Task description:
Images are not part of the copy; write out the rest of the data exactly as given.

Provided information:
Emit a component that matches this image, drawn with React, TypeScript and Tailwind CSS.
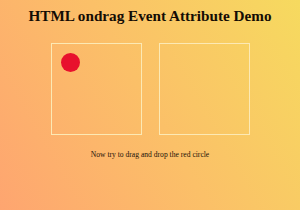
export default function App() {
  return (
    <div className="flex h-[210px] w-[300px] flex-col items-center overflow-hidden bg-[linear-gradient(60deg,#fea570_0%,#fbc068_50%,#f6da5f_100%)] font-['Liberation_Serif',serif] text-[#1c1208]">
      <h1 className="mt-[7px] text-[15.2px] font-bold leading-[18px] text-[#140c04]">
        HTML ondrag Event Attribute Demo
      </h1>
      <div className="mt-[18px] flex gap-[17px]">
        <div className="h-[92px] w-[91px] border border-[#fce9b4] p-[9px]">
          <div className="h-[19px] w-[19px] rounded-full bg-[#e8112d]" />
        </div>
        <div className="h-[92px] w-[91px] border border-[#fce9b4]" />
      </div>
      <p className="mt-[15px] text-[7.6px] leading-[10px]">
        Now try to drag and drop the red circle
      </p>
    </div>
  );
}
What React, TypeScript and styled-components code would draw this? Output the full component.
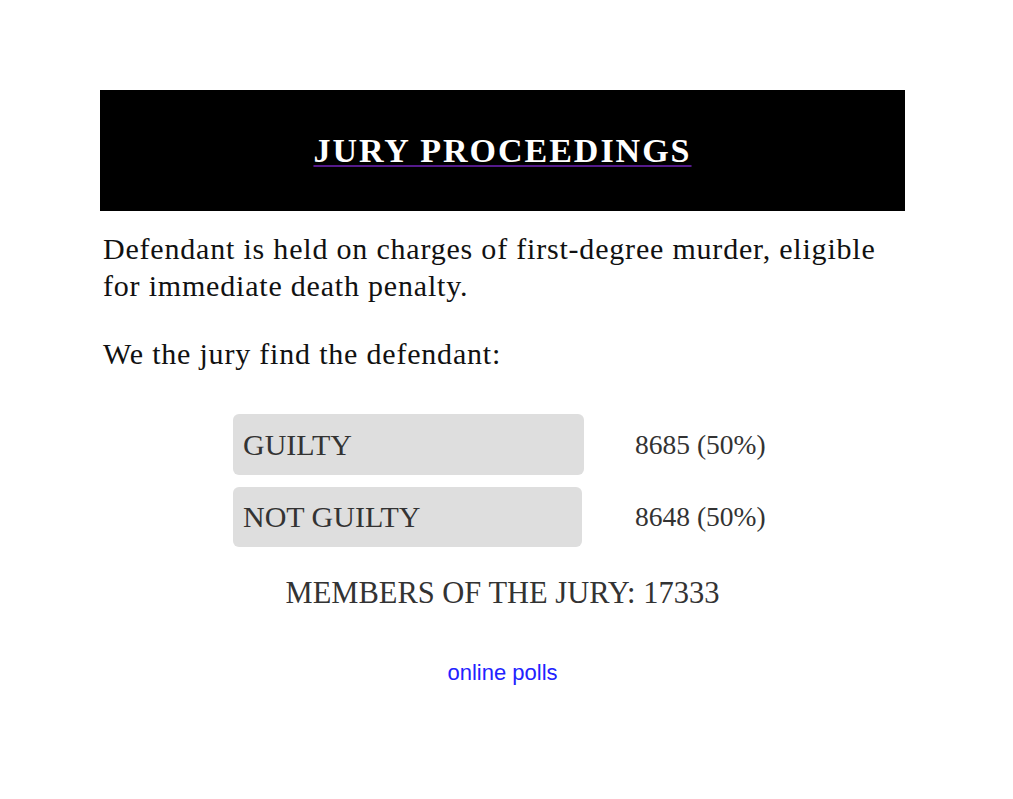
import React from "react";
import styled, { createGlobalStyle } from "styled-components";

const Global = createGlobalStyle`
  html, body { margin: 0; padding: 0; background: #fff; }
  body { font-family: "Liberation Serif", "Times New Roman", serif; }
`;

const Page = styled.div`
  width: 805px;
  margin: 0 0 0 100px;
  padding-top: 90px;
`;

const Header = styled.div`
  background: #000;
  height: 121px;
  display: flex;
  align-items: center;
  justify-content: center;
`;

const Title = styled.a`
  font-family: "Liberation Serif", serif;
  font-weight: bold;
  font-size: 34px;
  letter-spacing: 2px;
  color: #fff;
  text-decoration: underline;
  text-decoration-color: #551a8b;
  text-decoration-thickness: 2px;
  text-underline-offset: 3px;
`;

const Text = styled.p`
  margin: 0;
  font-size: 30px;
  letter-spacing: 0.8px;
  line-height: 37px;
  color: #111;
  padding-left: 3px;
`;

const Intro = styled(Text)`
  margin-top: 19px;
`;

const Prompt = styled(Text)`
  margin-top: 31px;
`;

const Options = styled.div`
  margin-top: 42px;
  display: flex;
  flex-direction: column;
  gap: 12px;
  padding-left: 133px;
`;

const Row = styled.div`
  display: flex;
  align-items: center;
`;

const Choice = styled.div<{ $w: number; $h: number }>`
  width: ${(p) => p.$w}px;
  height: ${(p) => p.$h}px;
  background: #dedede;
  border-radius: 6px;
  display: flex;
  align-items: center;
  padding-left: 10px;
  box-sizing: border-box;
  font-size: 30px;
  color: #333;
`;

const Count = styled.div<{ $gap: number }>`
  margin-left: ${(p) => p.$gap}px;
  font-size: 27.5px;
  color: #333;
`;

const Total = styled.div`
  margin-top: 29px;
  text-align: center;
  font-size: 30.5px;
  line-height: 35px;
  color: #333;
`;

const Footer = styled.div`
  margin-top: 49px;
  text-align: center;
  line-height: 26px;
`;

const PollLink = styled.a`
  font-family: "Liberation Sans", Arial, sans-serif;
  font-size: 22px;
  color: #2222ff;
  text-decoration: none;
`;

export default function App() {
  return (
    <>
      <Global />
      <Page>
        <Header>
          <Title href="#">JURY PROCEEDINGS</Title>
        </Header>
        <Intro>
          Defendant is held on charges of first-degree murder, eligible for
          immediate death penalty.
        </Intro>
        <Prompt>We the jury find the defendant:</Prompt>
        <Options>
          <Row>
            <Choice $w={351} $h={61}>GUILTY</Choice>
            <Count $gap={51}>8685 (50%)</Count>
          </Row>
          <Row>
            <Choice $w={349} $h={60}>NOT GUILTY</Choice>
            <Count $gap={53}>8648 (50%)</Count>
          </Row>
        </Options>
        <Total>MEMBERS OF THE JURY: 17333</Total>
        <Footer>
          <PollLink href="#">online polls</PollLink>
        </Footer>
      </Page>
    </>
  );
}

Answer for the task:
Emit a component that matches this image, drawn with React, TypeScript and Tailwind CSS.
export default function App() {
  return (
    <div className="flex h-[210px] w-[300px] flex-col items-center overflow-hidden bg-[linear-gradient(60deg,#fea570_0%,#fbc068_50%,#f6da5f_100%)] font-['Liberation_Serif',serif] text-[#1c1208]">
      <h1 className="mt-[7px] text-[15.2px] font-bold leading-[18px] text-[#140c04]">
        HTML ondrag Event Attribute Demo
      </h1>
      <div className="mt-[18px] flex gap-[17px]">
        <div className="h-[92px] w-[91px] border border-[#fce9b4] p-[9px]">
          <div className="h-[19px] w-[19px] rounded-full bg-[#e8112d]" />
        </div>
        <div className="h-[92px] w-[91px] border border-[#fce9b4]" />
      </div>
      <p className="mt-[15px] text-[7.6px] leading-[10px]">
        Now try to drag and drop the red circle
      </p>
    </div>
  );
}
What React, TypeScript and styled-components code would draw this? Output the full component.
import React from "react";
import styled, { createGlobalStyle } from "styled-components";

const Global = createGlobalStyle`
  html, body { margin: 0; padding: 0; background: #fff; }
  body { font-family: "Liberation Serif", "Times New Roman", serif; }
`;

const Page = styled.div`
  width: 805px;
  margin: 0 0 0 100px;
  padding-top: 90px;
`;

const Header = styled.div`
  background: #000;
  height: 121px;
  display: flex;
  align-items: center;
  justify-content: center;
`;

const Title = styled.a`
  font-family: "Liberation Serif", serif;
  font-weight: bold;
  font-size: 34px;
  letter-spacing: 2px;
  color: #fff;
  text-decoration: underline;
  text-decoration-color: #551a8b;
  text-decoration-thickness: 2px;
  text-underline-offset: 3px;
`;

const Text = styled.p`
  margin: 0;
  font-size: 30px;
  letter-spacing: 0.8px;
  line-height: 37px;
  color: #111;
  padding-left: 3px;
`;

const Intro = styled(Text)`
  margin-top: 19px;
`;

const Prompt = styled(Text)`
  margin-top: 31px;
`;

const Options = styled.div`
  margin-top: 42px;
  display: flex;
  flex-direction: column;
  gap: 12px;
  padding-left: 133px;
`;

const Row = styled.div`
  display: flex;
  align-items: center;
`;

const Choice = styled.div<{ $w: number; $h: number }>`
  width: ${(p) => p.$w}px;
  height: ${(p) => p.$h}px;
  background: #dedede;
  border-radius: 6px;
  display: flex;
  align-items: center;
  padding-left: 10px;
  box-sizing: border-box;
  font-size: 30px;
  color: #333;
`;

const Count = styled.div<{ $gap: number }>`
  margin-left: ${(p) => p.$gap}px;
  font-size: 27.5px;
  color: #333;
`;

const Total = styled.div`
  margin-top: 29px;
  text-align: center;
  font-size: 30.5px;
  line-height: 35px;
  color: #333;
`;

const Footer = styled.div`
  margin-top: 49px;
  text-align: center;
  line-height: 26px;
`;

const PollLink = styled.a`
  font-family: "Liberation Sans", Arial, sans-serif;
  font-size: 22px;
  color: #2222ff;
  text-decoration: none;
`;

export default function App() {
  return (
    <>
      <Global />
      <Page>
        <Header>
          <Title href="#">JURY PROCEEDINGS</Title>
        </Header>
        <Intro>
          Defendant is held on charges of first-degree murder, eligible for
          immediate death penalty.
        </Intro>
        <Prompt>We the jury find the defendant:</Prompt>
        <Options>
          <Row>
            <Choice $w={351} $h={61}>GUILTY</Choice>
            <Count $gap={51}>8685 (50%)</Count>
          </Row>
          <Row>
            <Choice $w={349} $h={60}>NOT GUILTY</Choice>
            <Count $gap={53}>8648 (50%)</Count>
          </Row>
        </Options>
        <Total>MEMBERS OF THE JURY: 17333</Total>
        <Footer>
          <PollLink href="#">online polls</PollLink>
        </Footer>
      </Page>
    </>
  );
}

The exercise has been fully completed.